**DATA**
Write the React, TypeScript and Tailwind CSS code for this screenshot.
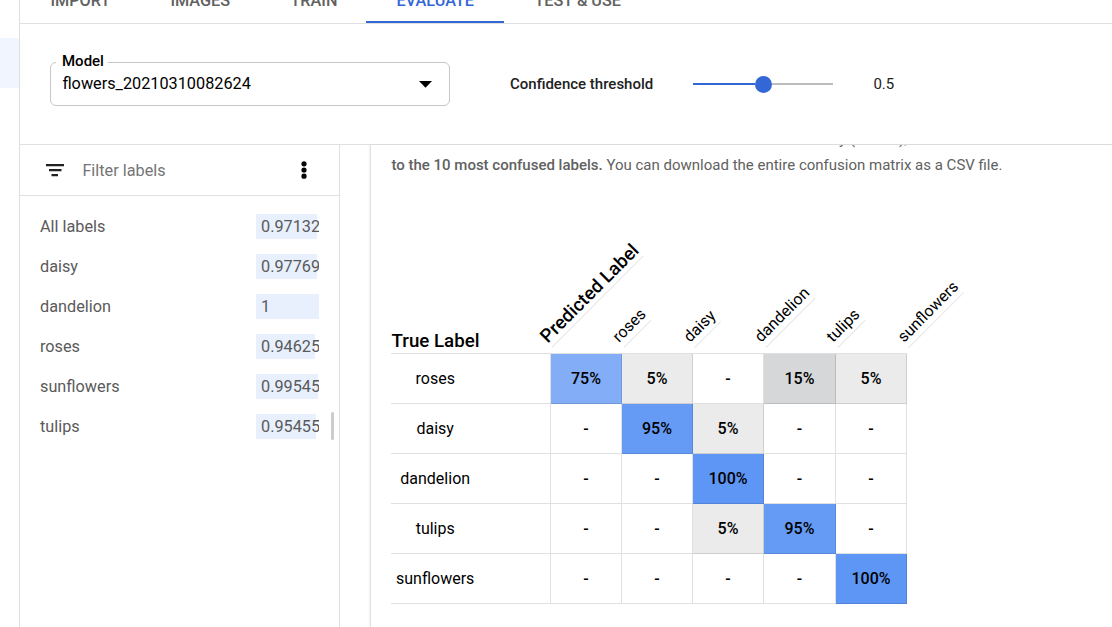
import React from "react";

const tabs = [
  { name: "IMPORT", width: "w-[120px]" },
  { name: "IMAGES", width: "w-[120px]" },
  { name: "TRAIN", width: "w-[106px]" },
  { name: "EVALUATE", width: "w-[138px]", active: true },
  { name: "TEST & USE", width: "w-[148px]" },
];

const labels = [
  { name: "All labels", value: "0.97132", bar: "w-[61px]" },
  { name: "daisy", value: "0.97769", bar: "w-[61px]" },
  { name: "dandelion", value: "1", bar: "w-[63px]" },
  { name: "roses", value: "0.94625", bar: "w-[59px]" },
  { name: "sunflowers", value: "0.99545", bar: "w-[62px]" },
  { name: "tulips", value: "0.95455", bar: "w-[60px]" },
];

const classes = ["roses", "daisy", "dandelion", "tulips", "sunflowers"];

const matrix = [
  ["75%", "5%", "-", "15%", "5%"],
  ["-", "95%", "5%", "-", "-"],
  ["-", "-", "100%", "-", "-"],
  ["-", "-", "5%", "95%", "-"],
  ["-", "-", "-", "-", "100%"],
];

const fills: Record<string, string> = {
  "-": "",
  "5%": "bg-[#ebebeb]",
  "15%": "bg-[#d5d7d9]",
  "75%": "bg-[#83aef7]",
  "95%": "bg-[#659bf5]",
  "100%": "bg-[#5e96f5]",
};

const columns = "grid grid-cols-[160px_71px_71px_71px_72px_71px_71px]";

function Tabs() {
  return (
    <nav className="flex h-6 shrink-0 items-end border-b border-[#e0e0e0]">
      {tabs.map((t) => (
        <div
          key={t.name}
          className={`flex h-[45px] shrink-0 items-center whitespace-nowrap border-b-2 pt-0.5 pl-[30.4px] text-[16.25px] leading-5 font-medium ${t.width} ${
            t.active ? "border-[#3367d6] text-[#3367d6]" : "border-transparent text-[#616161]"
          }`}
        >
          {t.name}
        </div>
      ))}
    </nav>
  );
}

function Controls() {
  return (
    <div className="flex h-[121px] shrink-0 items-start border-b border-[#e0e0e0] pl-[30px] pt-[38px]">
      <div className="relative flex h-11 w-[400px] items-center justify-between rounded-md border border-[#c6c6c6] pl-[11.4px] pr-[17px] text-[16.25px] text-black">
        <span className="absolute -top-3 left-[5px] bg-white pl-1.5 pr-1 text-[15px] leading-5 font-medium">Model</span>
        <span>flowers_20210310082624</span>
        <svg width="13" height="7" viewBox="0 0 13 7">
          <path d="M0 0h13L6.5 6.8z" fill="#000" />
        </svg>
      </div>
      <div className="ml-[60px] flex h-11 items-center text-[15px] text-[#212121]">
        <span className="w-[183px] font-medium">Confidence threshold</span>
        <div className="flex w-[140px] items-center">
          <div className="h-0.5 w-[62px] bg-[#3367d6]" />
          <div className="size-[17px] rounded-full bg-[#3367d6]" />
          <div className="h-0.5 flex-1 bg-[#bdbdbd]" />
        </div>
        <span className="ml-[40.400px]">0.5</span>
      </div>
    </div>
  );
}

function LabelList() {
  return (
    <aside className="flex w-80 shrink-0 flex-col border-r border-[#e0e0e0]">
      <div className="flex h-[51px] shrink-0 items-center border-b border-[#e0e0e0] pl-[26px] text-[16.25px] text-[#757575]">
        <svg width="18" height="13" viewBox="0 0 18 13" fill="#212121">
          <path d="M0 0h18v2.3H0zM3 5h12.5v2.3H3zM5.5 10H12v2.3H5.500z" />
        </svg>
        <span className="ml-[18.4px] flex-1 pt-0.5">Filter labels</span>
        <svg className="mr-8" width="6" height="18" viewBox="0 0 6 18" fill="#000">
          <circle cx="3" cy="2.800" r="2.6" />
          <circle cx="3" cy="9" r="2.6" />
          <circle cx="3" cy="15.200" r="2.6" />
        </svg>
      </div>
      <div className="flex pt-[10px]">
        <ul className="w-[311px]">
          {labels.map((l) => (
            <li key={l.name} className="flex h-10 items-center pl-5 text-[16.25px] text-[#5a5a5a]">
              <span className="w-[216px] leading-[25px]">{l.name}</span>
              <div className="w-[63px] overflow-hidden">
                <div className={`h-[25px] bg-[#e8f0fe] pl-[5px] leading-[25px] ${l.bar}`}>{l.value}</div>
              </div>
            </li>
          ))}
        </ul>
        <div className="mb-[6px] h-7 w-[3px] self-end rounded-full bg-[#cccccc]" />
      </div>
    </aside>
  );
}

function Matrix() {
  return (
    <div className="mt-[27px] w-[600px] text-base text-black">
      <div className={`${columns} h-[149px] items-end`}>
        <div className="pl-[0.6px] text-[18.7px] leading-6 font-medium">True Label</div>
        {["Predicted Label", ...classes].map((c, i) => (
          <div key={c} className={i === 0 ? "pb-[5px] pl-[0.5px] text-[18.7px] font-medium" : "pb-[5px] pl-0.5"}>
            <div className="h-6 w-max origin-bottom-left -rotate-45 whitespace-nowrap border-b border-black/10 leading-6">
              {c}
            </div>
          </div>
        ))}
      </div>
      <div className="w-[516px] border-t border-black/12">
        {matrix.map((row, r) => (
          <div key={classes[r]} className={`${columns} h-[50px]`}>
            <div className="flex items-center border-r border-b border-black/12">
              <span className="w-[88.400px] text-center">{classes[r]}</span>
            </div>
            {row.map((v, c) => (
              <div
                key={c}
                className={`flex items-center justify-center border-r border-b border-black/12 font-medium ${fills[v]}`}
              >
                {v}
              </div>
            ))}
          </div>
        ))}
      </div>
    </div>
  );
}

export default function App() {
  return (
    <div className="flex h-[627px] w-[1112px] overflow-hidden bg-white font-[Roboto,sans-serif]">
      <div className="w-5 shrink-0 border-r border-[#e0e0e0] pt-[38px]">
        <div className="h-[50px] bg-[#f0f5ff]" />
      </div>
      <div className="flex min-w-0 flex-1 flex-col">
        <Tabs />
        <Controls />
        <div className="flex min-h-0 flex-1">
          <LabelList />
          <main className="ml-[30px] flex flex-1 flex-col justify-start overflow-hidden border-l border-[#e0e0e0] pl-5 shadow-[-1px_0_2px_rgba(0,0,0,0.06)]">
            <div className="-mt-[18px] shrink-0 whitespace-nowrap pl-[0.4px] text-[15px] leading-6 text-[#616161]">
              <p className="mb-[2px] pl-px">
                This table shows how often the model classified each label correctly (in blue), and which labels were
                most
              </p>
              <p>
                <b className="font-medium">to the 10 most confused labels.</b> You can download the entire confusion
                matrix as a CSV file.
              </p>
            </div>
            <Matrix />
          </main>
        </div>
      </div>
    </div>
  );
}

**EXERCISE INSTRUCTIONS**
From the listing, extract all text exactly as given and drop any picture.

**SOLUTION FOR THIS TASK**
Write the React, TypeScript and Tailwind CSS code for this screenshot.
import React from "react";

const tabs = [
  { name: "IMPORT", width: "w-[120px]" },
  { name: "IMAGES", width: "w-[120px]" },
  { name: "TRAIN", width: "w-[106px]" },
  { name: "EVALUATE", width: "w-[138px]", active: true },
  { name: "TEST & USE", width: "w-[148px]" },
];

const labels = [
  { name: "All labels", value: "0.97132", bar: "w-[61px]" },
  { name: "daisy", value: "0.97769", bar: "w-[61px]" },
  { name: "dandelion", value: "1", bar: "w-[63px]" },
  { name: "roses", value: "0.94625", bar: "w-[59px]" },
  { name: "sunflowers", value: "0.99545", bar: "w-[62px]" },
  { name: "tulips", value: "0.95455", bar: "w-[60px]" },
];

const classes = ["roses", "daisy", "dandelion", "tulips", "sunflowers"];

const matrix = [
  ["75%", "5%", "-", "15%", "5%"],
  ["-", "95%", "5%", "-", "-"],
  ["-", "-", "100%", "-", "-"],
  ["-", "-", "5%", "95%", "-"],
  ["-", "-", "-", "-", "100%"],
];

const fills: Record<string, string> = {
  "-": "",
  "5%": "bg-[#ebebeb]",
  "15%": "bg-[#d5d7d9]",
  "75%": "bg-[#83aef7]",
  "95%": "bg-[#659bf5]",
  "100%": "bg-[#5e96f5]",
};

const columns = "grid grid-cols-[160px_71px_71px_71px_72px_71px_71px]";

function Tabs() {
  return (
    <nav className="flex h-6 shrink-0 items-end border-b border-[#e0e0e0]">
      {tabs.map((t) => (
        <div
          key={t.name}
          className={`flex h-[45px] shrink-0 items-center whitespace-nowrap border-b-2 pt-0.5 pl-[30.4px] text-[16.25px] leading-5 font-medium ${t.width} ${
            t.active ? "border-[#3367d6] text-[#3367d6]" : "border-transparent text-[#616161]"
          }`}
        >
          {t.name}
        </div>
      ))}
    </nav>
  );
}

function Controls() {
  return (
    <div className="flex h-[121px] shrink-0 items-start border-b border-[#e0e0e0] pl-[30px] pt-[38px]">
      <div className="relative flex h-11 w-[400px] items-center justify-between rounded-md border border-[#c6c6c6] pl-[11.4px] pr-[17px] text-[16.25px] text-black">
        <span className="absolute -top-3 left-[5px] bg-white pl-1.5 pr-1 text-[15px] leading-5 font-medium">Model</span>
        <span>flowers_20210310082624</span>
        <svg width="13" height="7" viewBox="0 0 13 7">
          <path d="M0 0h13L6.5 6.8z" fill="#000" />
        </svg>
      </div>
      <div className="ml-[60px] flex h-11 items-center text-[15px] text-[#212121]">
        <span className="w-[183px] font-medium">Confidence threshold</span>
        <div className="flex w-[140px] items-center">
          <div className="h-0.5 w-[62px] bg-[#3367d6]" />
          <div className="size-[17px] rounded-full bg-[#3367d6]" />
          <div className="h-0.5 flex-1 bg-[#bdbdbd]" />
        </div>
        <span className="ml-[40.400px]">0.5</span>
      </div>
    </div>
  );
}

function LabelList() {
  return (
    <aside className="flex w-80 shrink-0 flex-col border-r border-[#e0e0e0]">
      <div className="flex h-[51px] shrink-0 items-center border-b border-[#e0e0e0] pl-[26px] text-[16.25px] text-[#757575]">
        <svg width="18" height="13" viewBox="0 0 18 13" fill="#212121">
          <path d="M0 0h18v2.3H0zM3 5h12.5v2.3H3zM5.5 10H12v2.3H5.500z" />
        </svg>
        <span className="ml-[18.4px] flex-1 pt-0.5">Filter labels</span>
        <svg className="mr-8" width="6" height="18" viewBox="0 0 6 18" fill="#000">
          <circle cx="3" cy="2.800" r="2.6" />
          <circle cx="3" cy="9" r="2.6" />
          <circle cx="3" cy="15.200" r="2.6" />
        </svg>
      </div>
      <div className="flex pt-[10px]">
        <ul className="w-[311px]">
          {labels.map((l) => (
            <li key={l.name} className="flex h-10 items-center pl-5 text-[16.25px] text-[#5a5a5a]">
              <span className="w-[216px] leading-[25px]">{l.name}</span>
              <div className="w-[63px] overflow-hidden">
                <div className={`h-[25px] bg-[#e8f0fe] pl-[5px] leading-[25px] ${l.bar}`}>{l.value}</div>
              </div>
            </li>
          ))}
        </ul>
        <div className="mb-[6px] h-7 w-[3px] self-end rounded-full bg-[#cccccc]" />
      </div>
    </aside>
  );
}

function Matrix() {
  return (
    <div className="mt-[27px] w-[600px] text-base text-black">
      <div className={`${columns} h-[149px] items-end`}>
        <div className="pl-[0.6px] text-[18.7px] leading-6 font-medium">True Label</div>
        {["Predicted Label", ...classes].map((c, i) => (
          <div key={c} className={i === 0 ? "pb-[5px] pl-[0.5px] text-[18.7px] font-medium" : "pb-[5px] pl-0.5"}>
            <div className="h-6 w-max origin-bottom-left -rotate-45 whitespace-nowrap border-b border-black/10 leading-6">
              {c}
            </div>
          </div>
        ))}
      </div>
      <div className="w-[516px] border-t border-black/12">
        {matrix.map((row, r) => (
          <div key={classes[r]} className={`${columns} h-[50px]`}>
            <div className="flex items-center border-r border-b border-black/12">
              <span className="w-[88.400px] text-center">{classes[r]}</span>
            </div>
            {row.map((v, c) => (
              <div
                key={c}
                className={`flex items-center justify-center border-r border-b border-black/12 font-medium ${fills[v]}`}
              >
                {v}
              </div>
            ))}
          </div>
        ))}
      </div>
    </div>
  );
}

export default function App() {
  return (
    <div className="flex h-[627px] w-[1112px] overflow-hidden bg-white font-[Roboto,sans-serif]">
      <div className="w-5 shrink-0 border-r border-[#e0e0e0] pt-[38px]">
        <div className="h-[50px] bg-[#f0f5ff]" />
      </div>
      <div className="flex min-w-0 flex-1 flex-col">
        <Tabs />
        <Controls />
        <div className="flex min-h-0 flex-1">
          <LabelList />
          <main className="ml-[30px] flex flex-1 flex-col justify-start overflow-hidden border-l border-[#e0e0e0] pl-5 shadow-[-1px_0_2px_rgba(0,0,0,0.06)]">
            <div className="-mt-[18px] shrink-0 whitespace-nowrap pl-[0.4px] text-[15px] leading-6 text-[#616161]">
              <p className="mb-[2px] pl-px">
                This table shows how often the model classified each label correctly (in blue), and which labels were
                most
              </p>
              <p>
                <b className="font-medium">to the 10 most confused labels.</b> You can download the entire confusion
                matrix as a CSV file.
              </p>
            </div>
            <Matrix />
          </main>
        </div>
      </div>
    </div>
  );
}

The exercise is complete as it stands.